_Problem statement_:
Give back the full listing verbatim, apart from its images.
# # # #
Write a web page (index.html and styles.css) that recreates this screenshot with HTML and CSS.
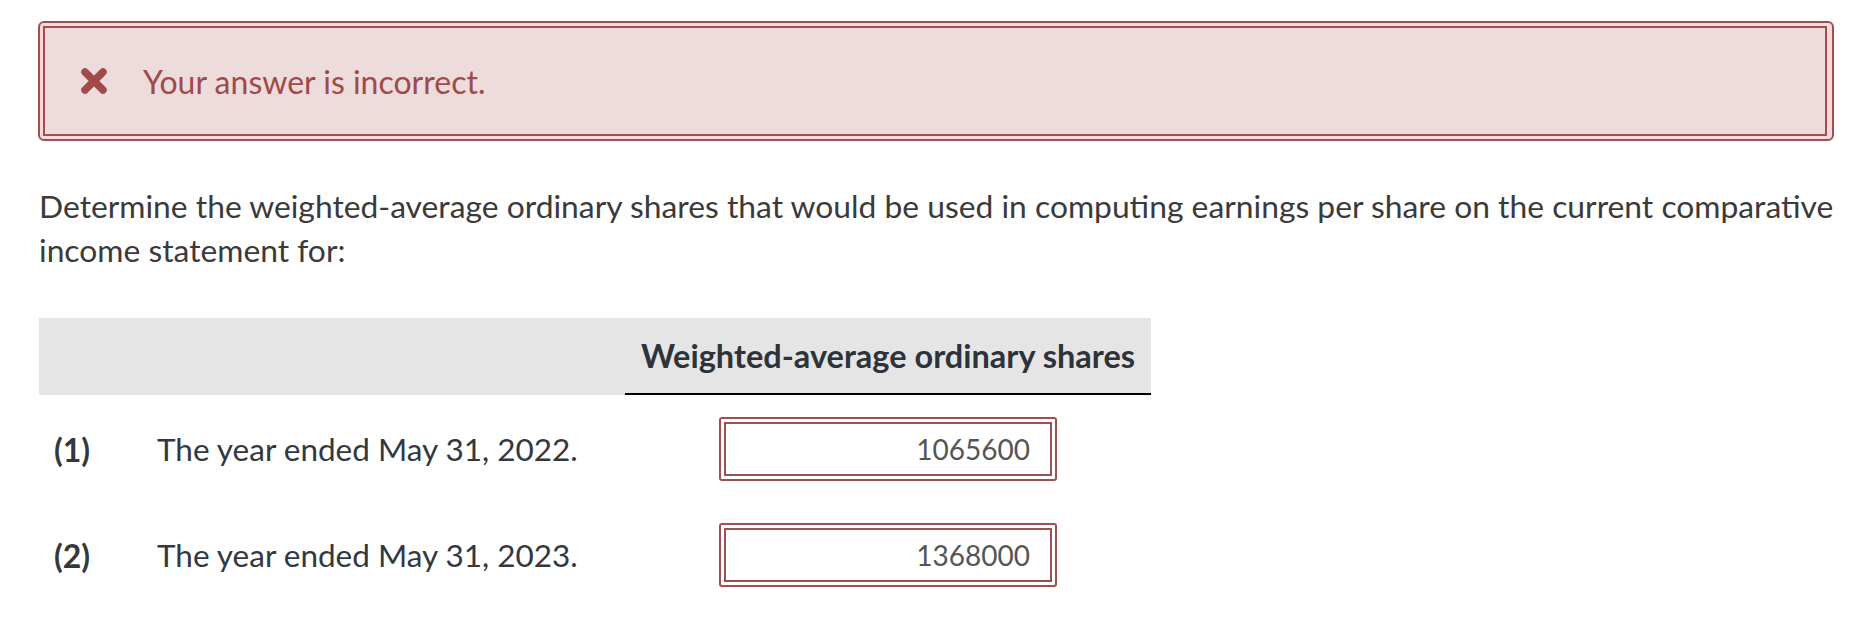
FILE: index.html
```html
<!DOCTYPE html>
<html>
<head>
<meta charset="utf-8">
<link rel="stylesheet" href="styles.css">
</head>
<body>
<div class="page">
  <div class="alert">
    <div class="alert-inner">
      <svg class="alert-icon" viewBox="0 0 28 28" width="28" height="28">
        <path d="M5 5 L23 23 M23 5 L5 23" stroke="#a04a4a" stroke-width="7.5" stroke-linecap="round"/>
      </svg>
      <span class="alert-text">Your answer is incorrect.</span>
    </div>
  </div>

  <p class="question">Determine the weighted-average ordinary shares that would be used in computing earnings per share on the current comparative income statement for:</p>

  <div class="table">
    <div class="thead">
      <div class="th-label"></div>
      <div class="th-col">Weighted-average ordinary shares</div>
    </div>
    <div class="row">
      <div class="label"><span class="num">(1)</span><span class="desc">The year ended May 31, 2022.</span></div>
      <div class="cell">
        <div class="input-wrap"><div class="input">1065600</div></div>
      </div>
    </div>
    <div class="row">
      <div class="label"><span class="num">(2)</span><span class="desc">The year ended May 31, 2023.</span></div>
      <div class="cell">
        <div class="input-wrap"><div class="input">1368000</div></div>
      </div>
    </div>
  </div>
</div>
</body>
</html>
```
FILE: styles.css
```css
html, body {
  margin: 0;
  padding: 0;
  background: #ffffff;
}
body {
  font-family: Lato, "Open Sans", sans-serif;
  color: #3a3a3a;
}
.page {
  padding: 21px 20px 0 38px;
}
.alert {
  border: 2px solid #9c5050;
  border-radius: 6px;
  background: #f7d9d9;
  padding: 3px 5px 3px 3px;
}
.alert-inner {
  border: 2px solid #9c5050;
  background: #eedcdd;
  height: 110px;
  box-sizing: border-box;
  display: flex;
  align-items: center;
  padding-left: 35px;
}
.alert-icon {
  flex: none;
}
.alert-text {
  margin-left: 35px;
  font-size: 32px;
  color: #a04a4a;
}
.question {
  margin: 43px -14px 0 1px;
  font-size: 31.8px;
  line-height: 44px;
  color: #3a3a3a;
}
.table {
  margin-top: 46px;
  width: 1112px;
  margin-left: 1px;
}
.thead {
  display: flex;
  background: #e5e5e5;
  height: 77px;
  margin-bottom: 1px;
}
.th-label {
  width: 586px;
}
.th-col {
  flex: 1;
  display: flex;
  align-items: center;
  justify-content: center;
  font-weight: 700;
  font-size: 32.5px;
  color: #2d3339;
  border-bottom: 2px solid #000;
}
.row {
  display: flex;
  align-items: center;
  height: 106px;
}
.label {
  width: 586px;
  display: flex;
  align-items: center;
  font-size: 31.5px;
  color: #333840;
}
.num {
  font-weight: 700;
  font-size: 32px;
  width: 118px;
  padding-left: 15px;
  box-sizing: border-box;
}
.cell {
  flex: 1;
  display: flex;
  justify-content: center;
}
.input-wrap {
  width: 338px;
  height: 64px;
  box-sizing: border-box;
  border: 2px solid #9c5050;
  border-radius: 3px;
  padding: 3px;
}
.input {
  height: 100%;
  box-sizing: border-box;
  border: 2px solid #9c5050;
  display: flex;
  align-items: center;
  justify-content: flex-end;
  padding-right: 20px;
  font-size: 28px;
  color: #555555;
}
```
# # # #
_Solution to the problem_:
Write a web page (index.html and styles.css) that recreates this screenshot with HTML and CSS.
FILE: index.html
```html
<!DOCTYPE html>
<html>
<head>
<meta charset="utf-8">
<link rel="stylesheet" href="styles.css">
</head>
<body>
<div class="page">
  <div class="alert">
    <div class="alert-inner">
      <svg class="alert-icon" viewBox="0 0 28 28" width="28" height="28">
        <path d="M5 5 L23 23 M23 5 L5 23" stroke="#a04a4a" stroke-width="7.5" stroke-linecap="round"/>
      </svg>
      <span class="alert-text">Your answer is incorrect.</span>
    </div>
  </div>

  <p class="question">Determine the weighted-average ordinary shares that would be used in computing earnings per share on the current comparative income statement for:</p>

  <div class="table">
    <div class="thead">
      <div class="th-label"></div>
      <div class="th-col">Weighted-average ordinary shares</div>
    </div>
    <div class="row">
      <div class="label"><span class="num">(1)</span><span class="desc">The year ended May 31, 2022.</span></div>
      <div class="cell">
        <div class="input-wrap"><div class="input">1065600</div></div>
      </div>
    </div>
    <div class="row">
      <div class="label"><span class="num">(2)</span><span class="desc">The year ended May 31, 2023.</span></div>
      <div class="cell">
        <div class="input-wrap"><div class="input">1368000</div></div>
      </div>
    </div>
  </div>
</div>
</body>
</html>
```
FILE: styles.css
```css
html, body {
  margin: 0;
  padding: 0;
  background: #ffffff;
}
body {
  font-family: Lato, "Open Sans", sans-serif;
  color: #3a3a3a;
}
.page {
  padding: 21px 20px 0 38px;
}
.alert {
  border: 2px solid #9c5050;
  border-radius: 6px;
  background: #f7d9d9;
  padding: 3px 5px 3px 3px;
}
.alert-inner {
  border: 2px solid #9c5050;
  background: #eedcdd;
  height: 110px;
  box-sizing: border-box;
  display: flex;
  align-items: center;
  padding-left: 35px;
}
.alert-icon {
  flex: none;
}
.alert-text {
  margin-left: 35px;
  font-size: 32px;
  color: #a04a4a;
}
.question {
  margin: 43px -14px 0 1px;
  font-size: 31.8px;
  line-height: 44px;
  color: #3a3a3a;
}
.table {
  margin-top: 46px;
  width: 1112px;
  margin-left: 1px;
}
.thead {
  display: flex;
  background: #e5e5e5;
  height: 77px;
  margin-bottom: 1px;
}
.th-label {
  width: 586px;
}
.th-col {
  flex: 1;
  display: flex;
  align-items: center;
  justify-content: center;
  font-weight: 700;
  font-size: 32.5px;
  color: #2d3339;
  border-bottom: 2px solid #000;
}
.row {
  display: flex;
  align-items: center;
  height: 106px;
}
.label {
  width: 586px;
  display: flex;
  align-items: center;
  font-size: 31.5px;
  color: #333840;
}
.num {
  font-weight: 700;
  font-size: 32px;
  width: 118px;
  padding-left: 15px;
  box-sizing: border-box;
}
.cell {
  flex: 1;
  display: flex;
  justify-content: center;
}
.input-wrap {
  width: 338px;
  height: 64px;
  box-sizing: border-box;
  border: 2px solid #9c5050;
  border-radius: 3px;
  padding: 3px;
}
.input {
  height: 100%;
  box-sizing: border-box;
  border: 2px solid #9c5050;
  display: flex;
  align-items: center;
  justify-content: flex-end;
  padding-right: 20px;
  font-size: 28px;
  color: #555555;
}
```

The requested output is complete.